In the spice market we had to step over a gaping hole in the floor while navigating through a sea of humanity.  And, we were invited up an ancient turquoise stairwell to an inner verandah where men were sorting, weighing, and bagging the goods, while an occasional worker slept on the filled bags.  Walking back down the steep stairs, we followed a man carrying 50 pounds or more in a large sack over his shoulder.  Outside, we passed a small group of men smoking and chatting while a cow lounged to one side and a man on a scooter passed on the other side – all on the sidewalk! 

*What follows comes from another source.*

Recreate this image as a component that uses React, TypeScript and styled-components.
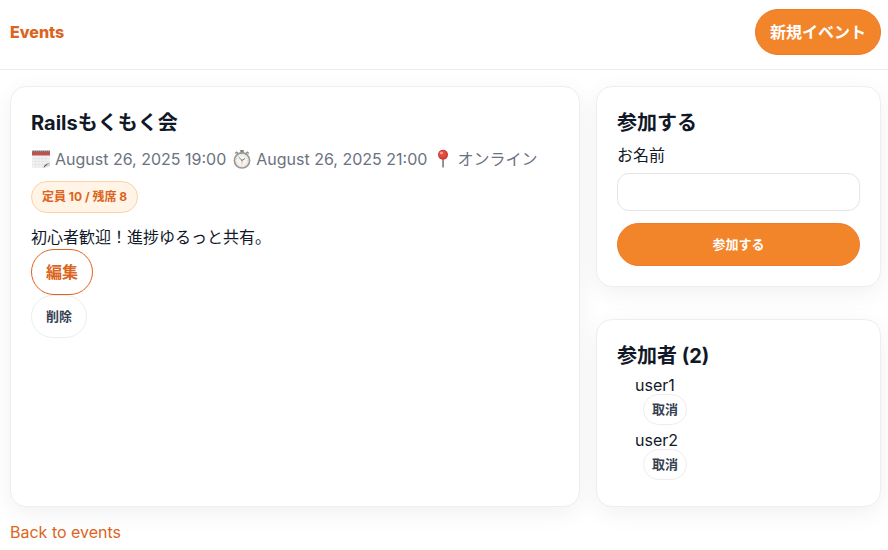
import React, { useState } from "react";
import styled, { createGlobalStyle, css } from "styled-components";

const GlobalStyle = createGlobalStyle`
  *, *::before, *::after { box-sizing: border-box; }
  body {
    margin: 0;
    background: #ffffff;
    color: #111827;
    font-family: Inter, "Noto Sans CJK JP", sans-serif;
    font-size: 16px;
    line-height: 24px;
  }
`;

const Header = styled.header`
  display: flex;
  align-items: center;
  justify-content: space-between;
  padding: 9px 7px 14px 10px;
  border-bottom: 1px solid #ececee;
`;

const Brand = styled.a`
  color: #dc6420;
  font-weight: 800;
  text-decoration: none;
`;

type Tone = "primary" | "outline" | "ghost";

const tones = {
  primary: css`
    color: #ffffff;
    background: #f28429;
    border-color: #f07a2a;
  `,
  outline: css`
    color: #dc6420;
    background: #ffffff;
    border-color: #dc6420;
  `,
  ghost: css`
    color: #374151;
    background: #ffffff;
    border-color: #ededef;
  `,
};

const pill = css<{ $tone: Tone }>`
  display: inline-block;
  padding: 10px 14px;
  border: 1px solid;
  border-radius: 24px;
  font-family: inherit;
  font-weight: 700;
  text-align: center;
  text-decoration: none;
  cursor: pointer;
  ${({ $tone }) => tones[$tone]}
`;

const LinkButton = styled.a<{ $tone: Tone }>`
  ${pill}
`;

const Button = styled.button<{ $tone: Tone; $wide?: boolean }>`
  ${pill}
  width: ${({ $wide }) => ($wide ? "100%" : "auto")};
  font-size: 13px;
  line-height: 21px;
`;

const SmallButton = styled(Button)`
  margin-left: 8px;
  padding: 4px 8px;
`;

const Main = styled.main`
  padding: 16px 7px 8px 10px;
`;

const Columns = styled.div`
  display: grid;
  grid-template-columns: 2fr 1fr;
  gap: 16px;
`;

const Side = styled.div`
  display: flex;
  flex-direction: column;
  gap: 32px;
`;

const Card = styled.section`
  padding: 20px;
  background: #ffffff;
  border: 1px solid #eeeeef;
  border-radius: 16px;
  box-shadow: 0 6px 24px rgba(0, 0, 0, 0.06);
`;

const Title = styled.h2`
  margin: 0 0 4px;
  font-size: 20px;
  line-height: 32px;
  font-weight: 700;
`;

const Meta = styled.div`
  display: flex;
  flex-wrap: wrap;
  gap: 6px;
  margin: 8px 0 10px;
  color: #6b7280;
`;

const MetaItem = styled.span`
  display: inline-flex;
  align-items: center;
  gap: 4px;
`;

const Badge = styled.span`
  display: inline-block;
  padding: 6px 10px;
  color: #dc6420;
  background: #fff4e6;
  border: 1px solid #fad3a6;
  border-radius: 16px;
  font-size: 12px;
  line-height: 18px;
  font-weight: 700;
`;

const Description = styled.p`
  margin: 12px 0 0;
`;

const Actions = styled.div`
  display: flex;
  flex-direction: column;
  align-items: flex-start;
`;

const Label = styled.label`
  display: block;
`;

const TextInput = styled.input`
  display: block;
  width: 100%;
  height: 38px;
  margin: 6px 0 12px;
  padding: 8px 12px;
  border: 1px solid #e5e5e7;
  border-radius: 12px;
  font: inherit;
`;

const People = styled.ul`
  margin: 0;
  padding: 0 0 0 18px;
  list-style: none;
`;

const Person = styled.li`
  display: flex;
  flex-direction: column;
  align-items: flex-start;
  margin-bottom: 6px;
  line-height: 18px;
`;

const BackLink = styled.a`
  display: inline-block;
  margin-top: 13px;
  color: #dc6420;
  text-decoration: none;
`;

const Icon = styled.svg`
  flex: none;
  width: 20px;
  height: 20px;
`;

const CalendarIcon = () => (
  <Icon viewBox="0 0 20 20" aria-hidden="true">
    <path d="M1 3h18v11l-5 5H1z" fill="#f1f1f2" />
    <path d="M1 9.5h17M1 12.5h16M1 15.5h14M4.5 7v12M8 7v12M11.5 7v12M15 7v9" stroke="#e2e2e5" strokeWidth=".6" />
    <path d="M1 2.5h18v4H1z" fill="#bd5350" />
    <path d="M1 1.5h18v1.5H1z" fill="#7d6668" />
    <path d="M1 1.8h18" stroke="#d9d4d4" strokeWidth="1" strokeDasharray="1 1" />
    <path d="M19 13.2l-6.5 5.8c.6-2 .9-3 2.3-3.6z" fill="#55565a" />
    <path d="M19 13.5V17l-5 2z" fill="#d5d5d8" />
  </Icon>
);

const StopwatchIcon = () => (
  <Icon viewBox="0 0 20 20" aria-hidden="true">
    <path d="M8.3 1h3.4v3H8.3z" fill="#85827e" />
    <path d="M3.2 4.6l1.5-1.4 1.4 1.5M16.8 4.6l-1.5-1.4-1.4 1.5" fill="none" stroke="#8d8b89" strokeWidth="1.3" />
    <circle cx="10" cy="11.4" r="7.6" fill="#f5f4f0" stroke="#9b9996" strokeWidth="1.7" />
    <circle cx="10" cy="11.4" r="5.7" fill="none" stroke="#bbb8b3" strokeWidth=".8" strokeDasharray=".5 1" />
    <path d="M10 11.4L6.7 8.2M10 11.4l3.2-2" stroke="#65615d" strokeWidth=".8" />
    <path d="M10 11.4v4" stroke="#d89b76" strokeWidth=".6" />
    <circle cx="10" cy="11.4" r=".8" fill="#b58068" />
  </Icon>
);

const PinIcon = () => (
  <Icon viewBox="0 0 20 20" aria-hidden="true">
    <path d="M9.2 9h1.7v9l-.8 1-.9-1z" fill="#8d8078" />
    <circle cx="10" cy="5.8" r="5" fill="#cf3a31" />
    <circle cx="9.6" cy="5.2" r="3.6" fill="#e24d42" />
    <ellipse cx="8.5" cy="4" rx="1.6" ry="1.2" fill="#f6a39b" />
  </Icon>
);

const participants = ["user1", "user2"];

export default function App() {
  const [name, setName] = useState("");
  return (
    <>
      <GlobalStyle />
      <Header>
        <Brand href="#events">Events</Brand>
        <LinkButton $tone="primary" href="#new">新規イベント</LinkButton>
      </Header>
      <Main>
        <Columns>
          <Card>
            <Title as="h1">Railsもくもく会</Title>
            <Meta>
              <MetaItem><CalendarIcon />August 26, 2025 19:00</MetaItem>
              <MetaItem><StopwatchIcon />August 26, 2025 21:00</MetaItem>
              <MetaItem><PinIcon />オンライン</MetaItem>
            </Meta>
            <Badge>定員 10 / 残席 8</Badge>
            <Description>初心者歓迎！進捗ゆるっと共有。</Description>
            <Actions>
              <LinkButton $tone="outline" href="#edit">編集</LinkButton>
              <Button $tone="ghost" type="button">削除</Button>
            </Actions>
          </Card>
          <Side>
            <Card>
              <Title>参加する</Title>
              <form onSubmit={(e) => e.preventDefault()}>
                <Label htmlFor="participant-name">お名前</Label>
                <TextInput id="participant-name" type="text" value={name} onChange={(e) => setName(e.target.value)} />
                <Button $tone="primary" $wide type="submit">参加する</Button>
              </form>
            </Card>
            <Card>
              <Title>参加者 (2)</Title>
              <People>
                {participants.map((person) => (
                  <Person key={person}>
                    {person}
                    <SmallButton $tone="ghost" type="button">取消</SmallButton>
                  </Person>
                ))}
              </People>
            </Card>
          </Side>
        </Columns>
        <BackLink href="#events">Back to events</BackLink>
      </Main>
    </>
  );
}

Here, too, there is a communal sense of excitement about
India’s ascendancy.  There is a buzz among the people with whom we had contact, and a strong sense of competition with China.  I was particularly touched by a conversation with a taxi driver who explained that he had left school after the fourth grade.  His older daughter was about to graduate from the 10th grade and he believed that he would be able to send his much younger son to college when the time came.  Quite an accomplishment in one generation; my grandparents had to move countries to achieve the same for their children.  To be sure, there are still very poor people and beggars approach taxis, but the numbers were much smaller than I had expected.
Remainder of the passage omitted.